Typically, TANF funds — which are provided by the federal government and administered by the states — are doled out to low-income families in special times of need, such as a spike in unemployment.

Rules loosened
Congress loosened the eligibility rules so evacuees who lost their homes, jobs and cars could get cash payments regardless of their income level over a 12-month period until Aug. 31 — if they weren’t already receiving TANF funds somewhere else. Funds that are unclaimed by the end of August go back into the federal coffers.

Several states, including Florida, Louisiana and Texas, have quickly taken advantage.
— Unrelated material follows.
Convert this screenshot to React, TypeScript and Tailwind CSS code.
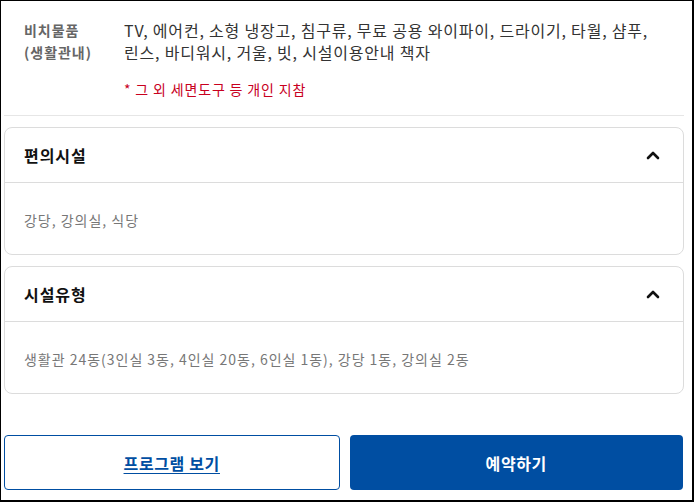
import React from "react";

function Chevron() {
  return (
    <svg width="14" height="10" viewBox="0 0 14 10" className="block">
      <polyline points="2,8 7,3 12,8" fill="none" stroke="#111" strokeWidth="2.6" strokeLinecap="round" strokeLinejoin="round" />
    </svg>
  );
}

function Card({ title, body }: { title: string; body: string }) {
  return (
    <div className="rounded-[8px] border border-[#dcdcdc] bg-white">
      <div className="flex h-[55px] items-center justify-between border-b border-[#dcdcdc] pl-[19px] pr-[23px]">
        <span className="text-[16px] font-bold tracking-[0.06em] text-[#111]">{title}</span>
        <Chevron />
      </div>
      <div className="flex h-[71px] items-center pl-[19px] pt-[3px] text-[14px] tracking-[0.07em] text-[#777]">{body}</div>
    </div>
  );
}

export default function App() {
  return (
    <div className="box-border h-[502px] w-[694px] overflow-hidden border-b-2 border-l border-r-2 border-t border-black bg-white font-['Noto_Sans_CJK_KR','Noto_Sans',sans-serif]">
      <div className="pl-[3px] pr-[8px]">
        <div className="flex pl-[20px] pt-[18px]">
          <div className="w-[100px] shrink-0 text-[14px] font-semibold leading-[22px] tracking-[0.07em] text-[#666]">
            비치물품
            <br />
            (생활관내)
          </div>
          <div className="flex-1">
            <div className="text-[16px] leading-[22px] tracking-[0.05em] text-[#333]">
              TV, 에어컨, 소형 냉장고, 침구류, 무료 공용 와이파이, 드라이기, 타월, 샴푸,
              <br />
              린스, 바디워시, 거울, 빗, 시설이용안내 책자
            </div>
            <div className="mt-[15px] text-[14px] leading-[22px] tracking-[0.06em] text-[#c8001e]">* 그 외 세면도구 등 개인 지참</div>
          </div>
        </div>
        <div className="mt-[15px] h-px w-[680px] bg-[#e6e6e6]" />
        <div className="mt-[11px] flex flex-col gap-[11px]">
          <Card title="편의시설" body="강당, 강의실, 식당" />
          <Card title="시설유형" body="생활관 24동(3인실 3동, 4인실 20동, 6인실 1동), 강당 1동, 강의실 2동" />
        </div>
        <div className="mt-[41px] flex gap-[10px] pr-[1px]">
          <button className="flex h-[55px] flex-1 items-center justify-center rounded-[4px] border border-[#004ea2] bg-white text-[16px] font-bold tracking-[0.04em] text-[#004ea2] underline underline-offset-[3px]">
            프로그램 보기
          </button>
          <button className="flex h-[55px] flex-1 items-center justify-center rounded-[4px] bg-[#004ea2] text-[16px] font-bold tracking-[0.04em] text-white">
            예약하기
          </button>
        </div>
      </div>
    </div>
  );
}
Texas, which houses many of the displaced evacuees, has been awarded $7.13 million from the federal fund to help 6,200 evacuee families.

But many others, including New York, are doling out aid from their own coffers, saying the federal aid isn’t worth the hassle. The states say they don’t have enough qualifying families to justify the amount of paperwork needed to document the claims.

“We did an analysis, and the amount of people we had that was eligible wasn’t worth it administratively,” said Michael Hayes, a spokesman for New York’s Office of Temporary and Disability Assistance, which spent $667,000 of its state TANF funds for 1,575 families.

In Maryland, officials decided to submit a bill to the federal government after the fact, rather than request money upfront, to avoid having to return funds in case some families were deemed ineligible.

“We wanted to wait and see to what extent we’d need those funds,” said Elyn Jones, a spokeswoman for the Maryland Department of Human Resources, which has given out $1.1 million in state aid to 3,860 families. “For accounting purposes, we wanted to submit it one time only.”

But Deborah Weinstein, executive director of the Coalition on Human Needs, an alliance of religious and other national groups that advocates for poor people, said some states may be finding excuses not to request money because serving the poor is “not enough of a priority.”

“The people we are talking about are those in New Orleans whose incomes were not high, but they weren’t rock-bottom poor,” she said. “Now they’ve lost everything, so they ought to get this help. That is the population that I think has fallen through the cracks.”

The 11 states who have requested funding, according to HHS, are Alabama, Florida, Georgia, Louisiana, Michigan, Minnesota, Mississippi, Rhode Island, Texas, Utah and Wisconsin.

The findings on unused TANF funds were first reported by the Center for Public Integrity watchdog group.